The stew is finished off with a fresh large tomato, tomato paste, bay leaves and enough water to cover. I was skeptical that water wouldn’t be as flavorful as broth of some kind but was so wrong about that. The “juice” created during cooking is delicious and just right. At the end of the cooking time, a nice helping of chopped or slivered kale and fresh dill are added. You can add a lot of kale or just a little, but do not skip the fresh dill or try to substitute with dried dill weed. The fresh dill brightens the stew just right and is truly the perfect finish.
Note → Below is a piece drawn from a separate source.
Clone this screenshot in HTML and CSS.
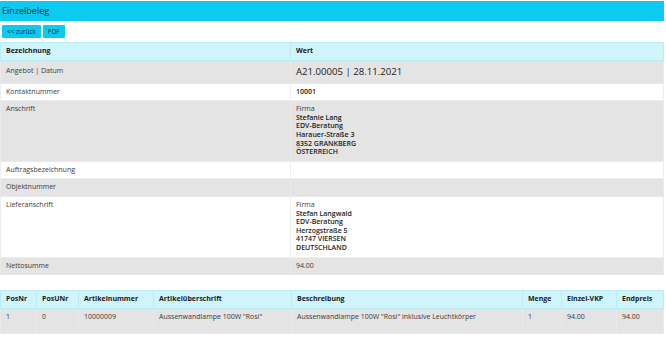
FILE: index.html
```html
<!DOCTYPE html>
<html lang="de">
<head>
<meta charset="utf-8">
<title>Einzelbeleg</title>
<link rel="stylesheet" href="styles.css">
</head>
<body>
<div class="page">
  <div class="titlebar">Einzelbeleg</div>
  <div class="buttons">
    <button class="btn">&lt;&lt; zurück</button>
    <button class="btn">PDF</button>
  </div>
  <table class="tbl details">
    <colgroup><col class="c-label"><col></colgroup>
    <thead>
      <tr><th>Bezeichnung</th><th>Wert</th></tr>
    </thead>
    <tbody>
      <tr class="gray first"><td>Angebot | Datum</td><td class="big">A21.00005 | 28.11.2021</td></tr>
      <tr><td>Kontaktnummer</td><td class="strong">10001</td></tr>
      <tr class="gray"><td>Anschrift</td><td class="strong"><span class="norm">Firma</span><br>Stefanie Lang<br>EDV-Beratung<br>Harauer-Straße 3<br>8352 GRANKBERG<br>ÖSTERREICH</td></tr>
      <tr><td>Auftragsbezeichnung</td><td></td></tr>
      <tr class="gray"><td>Objektnummer</td><td></td></tr>
      <tr><td>Lieferanschrift</td><td class="strong"><span class="norm">Firma</span><br>Stefan Langwald<br>EDV-Beratung<br>Herzogstraße 5<br>41747 VIERSEN<br>DEUTSCHLAND</td></tr>
      <tr class="gray"><td>Nettosumme</td><td>94.00</td></tr>
    </tbody>
  </table>
  <table class="tbl positions">
    <colgroup>
      <col style="width:36px"><col style="width:42px"><col style="width:75px"><col style="width:138px"><col style="width:231px"><col style="width:39px"><col style="width:55px"><col>
    </colgroup>
    <thead>
      <tr><th>PosNr</th><th>PosUNr</th><th>Artikelnummer</th><th>Artikelüberschrift</th><th>Beschreibung</th><th>Menge</th><th>Einzel-VKP</th><th>Endpreis</th></tr>
    </thead>
    <tbody>
      <tr class="gray tall"><td>1</td><td>0</td><td>10000009</td><td>Aussenwandlampe 100W "Rosi"</td><td>Aussenwandlampe 100W "Rosi" inklusive Leuchtkörper</td><td>1</td><td>94.00</td><td>94.00</td></tr>
    </tbody>
  </table>
</div>
</body>
</html>
```
FILE: styles.css
```css
html, body {
  margin: 0;
  padding: 0;
  background: #fff;
}
body {
  font-family: "Open Sans", "Noto Sans", sans-serif;
  font-size: 7px;
  color: #3a3a3a;
}
.page {
  padding: 1px 2px 0 0;
}
.titlebar {
  background: #0dcaf0;
  height: 20px;
  line-height: 19px;
  font-size: 9px;
  color: #1b2a30;
  padding-left: 2px;
}
.buttons {
  display: flex;
  gap: 2px;
  padding: 4px 0 4px 2px;
}
.btn {
  font-family: inherit;
  font-size: 6.4px;
  color: #1b2a30;
  background: #0dcaf0;
  border: 0;
  border-radius: 1px;
  height: 13px;
  padding: 0 5px;
  margin: 0;
}
.tbl {
  width: 100%;
  border-collapse: collapse;
  table-layout: fixed;
}
.tbl th, .tbl td {
  text-align: left;
  vertical-align: top;
  padding: 4px 5px;
  line-height: 8.6px;
  border: 1px solid #eeeeee;
}
.tbl th {
  background: #cff4fc;
  border-color: #b9ecf8;
  font-weight: 700;
  color: #1a1a1a;
}
.c-label {
  width: 290px;
}
.gray td {
  background: #e4e4e4;
  border-color: #e9e9e9;
}
.details td.big {
  font-size: 9.6px;
  line-height: 14px;
  font-weight: 500;
  color: #222;
}
.details .first td:first-child {
  padding-top: 6px;
}
.strong {
  font-weight: 600;
  color: #222;
}
.norm {
  font-weight: 400;
  color: #3a3a3a;
}
.positions {
  margin-top: 15px;
}
.positions .tall td {
  height: 16px;
}
```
Hearty Vegetable and Black-eyed Peas is an excellent recipe to make at the first of the week, maybe doubled, and then enjoyed for lunches or dinner throughout the week. A one-pot meal that doesn’t need any accompaniments other than some chunky sourdough bread for dipping. Also, it freezes great! Which makes it a perfect food to have on hand when a friend or neighbor is sick or when you just want to share some food-love. I promise this is a recipe that will have you hooked!
Have a good day, and a good dinner, all!
This vegetable stew is full of flavor, low in calories, and jam-packed with nutrients. Adapted from The Blue Zones Solution book by Dan Buettner, this is a classic Ikarian Vegetable Stew. Excellent and easy to make on a Sunday and then work through it for lunches during the entire week. It gets better and better as it sits in the fridge.
- 1/2 cup extra-virgin olive oil, divided
- 1 large onion, yellow or white, diced
- 1 medium fennel bulb, chopped
- 2 teaspoons minced garlic
- 2 15 oz cans black-eyed peas, rinsed and drained
- 3 large carrots, peeled and chopped (1 1/2 cup)
- 1 large tomato, beefsteak, red globe, or heirloom, diced (about 3/4 cup)
- 2 tablespoons tomato paste
- 2 bay leaves
- 2 cups kale leaves, slivered or chopped
- 1/2 cup fresh dill
- Black pepper, to taste
Warm 1/4 cup oil in a large pot or Dutch oven set over medium heat. Add the onion and fennel; cook, stirring often, until soft, about 8 minutes. Add the garlic and cook until fragrant, about 20 seconds. Stir in the black-eyed peas, carrots, tomato, tomato paste, bay leaves, and salt until the tomato paste dissolves. Add enough water just to cover the vegetables. Raise the heat to medium-high and bring to a boil.
Cover, reduce the heat to low, and simmer slowly 25 minutes.
Stir in the kale leaves and dill. Cover again and cook until the kale is tender, 5 to 10 minutes. Crack black pepper over individual bowls of the soup and drizzle the remaining 1/4 cup olive oil, one tablespoon per bowl, just before serving.
If you have time to make this recipe using dried black-eyed peas, do so as follows: Place 2 cups dried black-eyed peas (picked over and rinsed) in a large pot, add enough cool tap water to submerge by 2-inches, and bring to a boil over high heat. Boil for 1 minute. Off the heat and let soak for 1 hour. Drain in a colander and set aside until needed. If using dried beans, simmer the stew for about 45-50 minutes, until the beans are soft but not mushy.
The fennel is also very good when sliced very thin rather than chopped, but some people prefer smaller bites. And speaking of the fennel, some people do not love the flavor of fennel, but it is not powerful at all in this recipe. You'll be pleasantly surprised.
Do not omit the dill. This herb is a critical part to the fabulous, fresh flavor of the stew.
This protein rich stew freezes well, though the kale will lose a little of its vibrancy. The flavor will still be delicious.
Slightly adapted from The Blue Zones Solution.